The pros and cons of this possible alteration are debatable, but the interesting thing about the infancy of our space program is that no matter what explorations we make into our solar system, they will still be ground breaking to us.
The interiors of these kinds of asteroids may also hold precious minerals that can be taken down to Earth and used for construction purposes, meaning an alleviation on the draining of the planet’s natural resources and safer mining procedures that can be performed in the highly maneuverable zone that null gravity provides.
But while this may indeed be a great accomplishment, it’s fairly insignificant when you consider what could all be done by the year 2025 by the former plan set forth by the Bush administration.
The problem is that larger projects, substantially equivalent to that of the original 1969 moon landing, are usually frowned upon or avoided, with the excuse that NASA is insufficiently funded. The reality of the situation is that the space agency is so spread apart with projects like placing planetary observation orbiters around our own planet, or sending connecting flights to the ISS on the space shuttle Atlantis that funding is not nearly sufficient. But this could all be circumvented if NASA had the same enthusiasm and perseverance it had in the past century. During the first years of the National Aeronautics and Space Administration, there was one singular goal: put a man on the moon. That was all.
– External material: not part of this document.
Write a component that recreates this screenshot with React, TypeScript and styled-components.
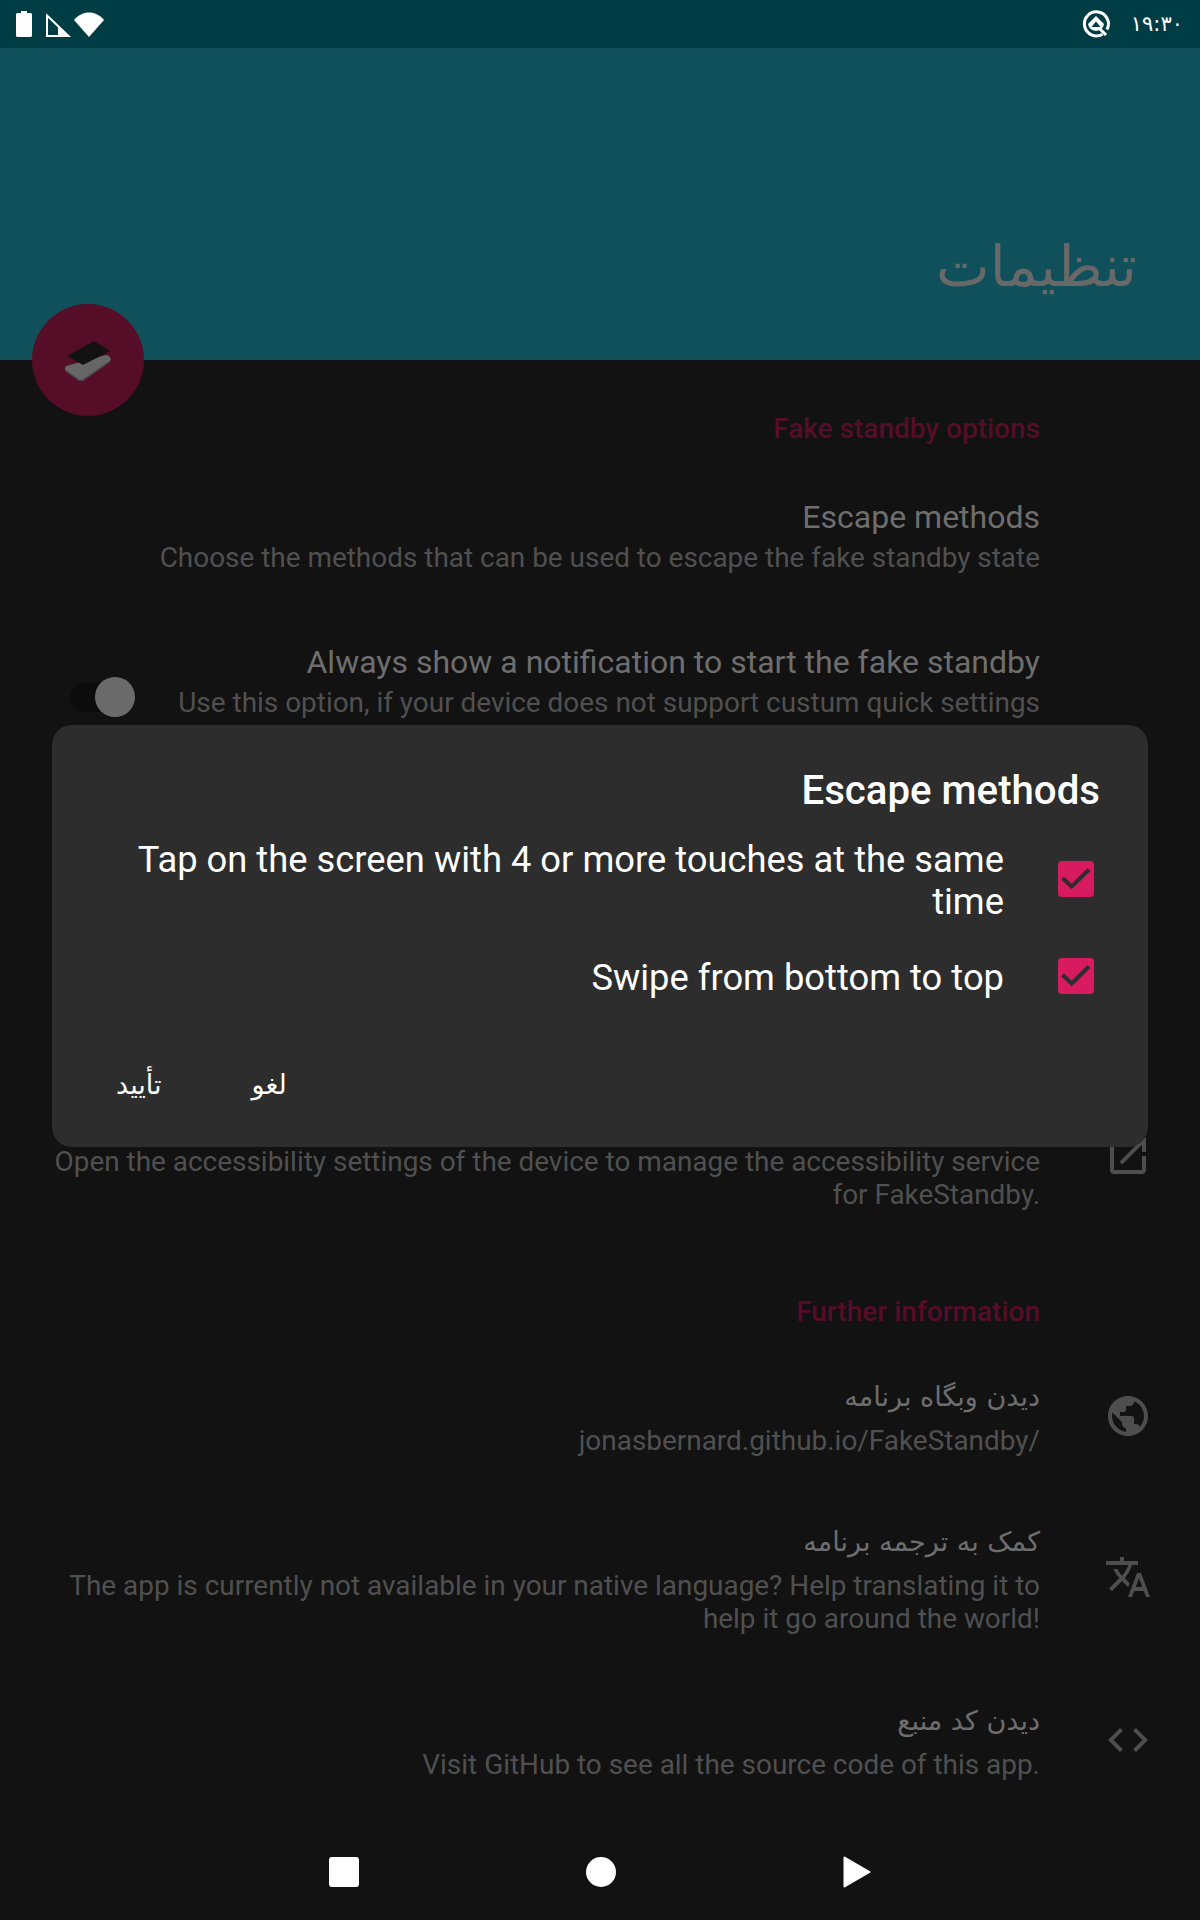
import styled, { createGlobalStyle } from 'styled-components';
import { MdCode, MdOpenInNew, MdPublic, MdTranslate } from 'react-icons/md';

const GlobalStyle = createGlobalStyle`
  html, body { margin: 0; padding: 0; background: #121212; }
  * { box-sizing: border-box; }
`;

const fontStack = `Roboto, "DejaVu Sans", sans-serif`;
const farsiStack = `"DejaVu Sans", Roboto, sans-serif`;

const CheckMark = () => (
  <svg width="36" height="36" viewBox="0 0 36 36">
    <path d="M4.5 17 L13.7 25.5 L31 8.5" fill="none" stroke="#2d2d2d" strokeWidth="4" />
  </svg>
);

const App = () => {
  return (
    <Page>
      <GlobalStyle />
      <StatusBar>
        <StatusGroup>
          <BatteryIcon viewBox="0 0 16 26">
            <path d="M5 0 H11 V2 H14.5 Q16 2 16 3.5 V24.5 Q16 26 14.5 26 H1.5 Q0 26 0 24.5 V3.5 Q0 2 1.5 2 H5 Z" fill="#fff" />
          </BatteryIcon>
          <SignalIcon viewBox="0 0 25 24">
            <path d="M1 2.5 L22.5 23 H1 Z" fill="none" stroke="#fff" strokeWidth="2" />
            <path d="M12 13 L24.5 24 H12 Z" fill="#fff" />
          </SignalIcon>
          <WifiIcon viewBox="0 0 30 25">
            <path d="M0 8 C8 -2 22 -2 30 8 L15 25 Z" fill="#fff" />
          </WifiIcon>
        </StatusGroup>
        <StatusGroup>
          <SyncIcon viewBox="0 0 28 28">
            <path d="M20.5 24.2 A12 12 0 1 1 25 19.5" fill="none" stroke="#fff" strokeWidth="3" />
            <path d="M14 6 L22 14 Q21 20 14 21 Q7 20 6 14 Z" fill="#fff" />
            <path d="M14 11.5 L18.5 17 H9.5 Z" fill="#003c43" />
            <path d="M17.5 18.5 L24 25" stroke="#fff" strokeWidth="3" />
          </SyncIcon>
          <Clock>۱۹:۳۰</Clock>
        </StatusGroup>
      </StatusBar>

      <Header>
        <HeaderTitle>تنظیمات</HeaderTitle>
      </Header>

      <Fab>
        <svg width="48" height="42" viewBox="0 0 48 42">
          <path d="M2 27 L42 16 Q45 16 47 20 Q47 22 45 23 L19 41 Q17 42 15 41 L2 32 Q0 30 2 27 Z" fill="#666" />
          <path d="M2 32 L15 41 Q17 42 19 41 L45 23" fill="none" stroke="#4a4a4a" strokeWidth="1.5" />
          <path d="M3 17 L30 2 L46 12 L19 26 Z" fill="#121212" />
        </svg>
      </Fab>

      <Settings>
        <SectionTitle>Fake standby options</SectionTitle>
        <Row $top={52}>
          <RowIcon />
          <RowText>
            <RowTitle>Escape methods</RowTitle>
            <RowSub>Choose the methods that can be used to escape the fake standby state</RowSub>
          </RowText>
        </Row>
        <Row $top={68}>
          <RowIcon />
          <RowText>
            <RowTitle>Always show a notification to start the fake standby</RowTitle>
            <RowSub>Use this option, if your device does not support custum quick settings tiles.</RowSub>
          </RowText>
          <Switch>
            <SwitchThumb />
          </Switch>
        </Row>
        <Row $top={349}>
          <RowIcon>
            <MdOpenInNew size={48} />
          </RowIcon>
          <RowText>
            <RowTitle>&nbsp;</RowTitle>
            <RowSub>Open the accessibility settings of the device to manage the accessibility service for FakeStandby.</RowSub>
          </RowText>
        </Row>

        <SectionTitle $top={85}>Further information</SectionTitle>
        <Row $top={46}>
          <RowIcon>
            <MdPublic size={48} />
          </RowIcon>
          <RowText>
            <FarsiTitle>دیدن وبگاه برنامه</FarsiTitle>
            <RowSub>jonasbernard.github.io/FakeStandby/</RowSub>
          </RowText>
        </Row>
        <Row $top={62}>
          <RowIcon>
            <MdTranslate size={48} />
          </RowIcon>
          <RowText>
            <FarsiTitle>کمک به ترجمه برنامه</FarsiTitle>
            <RowSub>The app is currently not available in your native language? Help translating it to help it go around the world!</RowSub>
          </RowText>
        </Row>
        <Row $top={63}>
          <RowIcon>
            <MdCode size={48} />
          </RowIcon>
          <RowText>
            <FarsiTitle>دیدن کد منبع</FarsiTitle>
            <RowSub>Visit GitHub to see all the source code of this app.</RowSub>
          </RowText>
        </Row>
      </Settings>

      <NavBar>
        <NavSquare />
        <NavCircle />
        <svg width="28" height="32" viewBox="0 0 28 32">
          <path d="M1.5 1.5 L26.5 16 L1.5 30.5 Z" fill="#fff" stroke="#fff" strokeWidth="2" strokeLinejoin="round" />
        </svg>
      </NavBar>

      <Dialog>
        <DialogTitle>Escape methods</DialogTitle>
        <Option>
          <Checkbox>
            <CheckMark />
          </Checkbox>
          <OptionLabel>Tap on the screen with 4 or more touches at the same time</OptionLabel>
        </Option>
        <Option>
          <Checkbox>
            <CheckMark />
          </Checkbox>
          <OptionLabel>Swipe from bottom to top</OptionLabel>
        </Option>
        <DialogActions>
          <ActionButton>تأیید</ActionButton>
          <ActionButton>لغو</ActionButton>
        </DialogActions>
      </Dialog>
    </Page>
  );
};

const Page = styled.div`
  position: relative;
  width: 1200px;
  height: 1920px;
  overflow: hidden;
  display: flex;
  flex-direction: column;
  background: #121212;
  font-family: ${fontStack};
`;

const StatusBar = styled.div`
  height: 48px;
  background: #003c43;
  display: flex;
  align-items: center;
  justify-content: space-between;
  padding: 0 17px 0 16px;
`;

const StatusGroup = styled.div`
  display: flex;
  align-items: center;
`;

const BatteryIcon = styled.svg`
  width: 16px;
  height: 26px;
`;

const SignalIcon = styled.svg`
  width: 25px;
  height: 24px;
  margin-left: 14px;
  margin-top: 1px;
`;

const WifiIcon = styled.svg`
  width: 30px;
  height: 25px;
  margin-left: 3px;
`;

const SyncIcon = styled.svg`
  width: 28px;
  height: 28px;
  margin-right: 21px;
`;

const Clock = styled.span`
  font-family: ${farsiStack};
  font-size: 21px;
  color: #fff;
`;

const Header = styled.div`
  height: 312px;
  background: #10505a;
  display: flex;
  justify-content: flex-end;
  align-items: flex-end;
  padding: 0 63px 61px 0;
`;

const HeaderTitle = styled.h1`
  margin: 0;
  font-family: ${farsiStack};
  font-weight: 400;
  font-size: 57px;
  color: #686868;
  direction: rtl;
`;

const Fab = styled.div`
  position: absolute;
  left: 32px;
  top: 304px;
  width: 112px;
  height: 112px;
  border-radius: 50%;
  background: #560d27;
  display: flex;
  align-items: center;
  justify-content: center;
`;

const Settings = styled.div`
  flex: 1;
  padding-top: 53px;
  display: flex;
  flex-direction: column;
`;

const SectionTitle = styled.div<{ $top?: number }>`
  margin-top: ${(p) => p.$top ?? 0}px;
  padding-right: 160px;
  text-align: right;
  font-size: 28px;
  line-height: 32px;
  font-weight: 500;
  color: #560d27;
`;

const Row = styled.div<{ $top: number }>`
  margin-top: ${(p) => p.$top}px;
  display: flex;
  flex-direction: row-reverse;
  align-items: center;
  padding-left: 48px;
`;

const RowIcon = styled.div`
  width: 160px;
  flex-shrink: 0;
  display: flex;
  justify-content: center;
  padding-left: 16px;
  color: #4e4e4e;
`;

const RowText = styled.div`
  flex: 1;
  min-width: 0;
  text-align: right;
`;

const RowTitle = styled.div`
  font-size: 32px;
  line-height: 40px;
  margin-bottom: 4px;
  color: #6e6e6e;
`;

const FarsiTitle = styled.div`
  font-family: ${farsiStack};
  direction: rtl;
  font-size: 27px;
  line-height: 46px;
  margin-bottom: 4px;
  color: #6e6e6e;
`;

const RowSub = styled.div`
  font-size: 27.93px;
  line-height: 33px;
  color: #505050;
`;

const Switch = styled.div`
  position: relative;
  flex-shrink: 0;
  width: 50px;
  height: 29px;
  border-radius: 15px;
  background: #0c0c0c;
  margin-left: 22px;
  margin-right: 40px;
`;

const SwitchThumb = styled.div`
  position: absolute;
  top: -6px;
  left: 25px;
  width: 40px;
  height: 40px;
  border-radius: 50%;
  background: #6b6b6b;
`;

const NavBar = styled.div`
  height: 96px;
  display: flex;
  align-items: center;
  justify-content: center;
  gap: 227px;
`;

const NavSquare = styled.div`
  width: 30px;
  height: 30px;
  border-radius: 3px;
  background: #fff;
`;

const NavCircle = styled.div`
  width: 30px;
  height: 30px;
  border-radius: 50%;
  background: #fff;
`;

const Dialog = styled.div`
  position: absolute;
  left: 52px;
  top: 725px;
  width: 1096px;
  height: 422px;
  border-radius: 20px;
  background: #2d2d2d;
  padding: 42px 48px 0 0;
  display: flex;
  flex-direction: column;
`;

const DialogTitle = styled.div`
  text-align: right;
  color: #fff;
  font-size: 40.2px;
  line-height: 48px;
  font-weight: 500;
  margin-bottom: 24px;
`;

const Option = styled.div`
  display: flex;
  flex-direction: row-reverse;
  align-items: center;
  margin-bottom: 34px;
`;

const Checkbox = styled.div`
  width: 36px;
  height: 36px;
  border-radius: 4px;
  background: #d81b60;
  flex-shrink: 0;
  margin: 2px 6px 6px 54px;
  display: flex;
  align-items: center;
  justify-content: center;
`;

const OptionLabel = styled.div`
  flex: 1;
  padding-left: 48px;
  text-align: right;
  color: #fff;
  font-size: 36.35px;
  line-height: 41.5px;
`;

const DialogActions = styled.div`
  margin-top: auto;
  padding: 0 0 47px 64px;
  display: flex;
  gap: 90px;
`;

const ActionButton = styled.div`
  font-family: ${farsiStack};
  direction: rtl;
  color: #fff;
  font-size: 27px;
`;

export default App;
“I applaud the instinct, but I think that a moon shot alone seems more like reaching for past glory than striving for new triumphs,” Buzz Aldrin, the second man to set foot on the moon during the Apollo 11 lunar landing, wrote in a publication of his own, entitled Fly Me to L1, December 5, 2003.
While it all may sound tedious and unimportant, the future missions of NASA and other foreign space programs like the European Space Agency or the Japan Aerospace Exploration Agency will prove crucial to our species. The most pressing matter should be colonization of other celestial bodies.
Although no changes are yet officially announced to the mission plan of NASA, it is important to realize that this space program – and its fellow foreign space agencies – will be the ones to prepare the path for our posterity to follow. This means that we must first choose the larger tasks to undertake, which will leave time to return for the smaller scale missions.
“I don’t know if the first plan is realistic or not,” said Randel. “If we were no longer at war in two or three places around the world and we had our economy in order, it would be more realistic. Fifteen years is not a long time, though.”
“I think the next step in our space program should be to create a floating launching pad for manned and unmanned missions to the Moon, Mars and beyond,” Aldrin continued in his 2003 publication. “This is not a task for the unfinished International Space Station, which is intended to be a floating laboratory rather than a bridge to the heavens.”
“Exploring the moons of the solar system would be high on my list of priorities,” said Randel. “I’m kind of a fan of a lunar station, though. Space should be made more accessible to those who are paying for it.”
With the pollution of the world around us, the hoarding of basic supplies and the constant threat of war, can we really afford to take chances with the continuity of our species?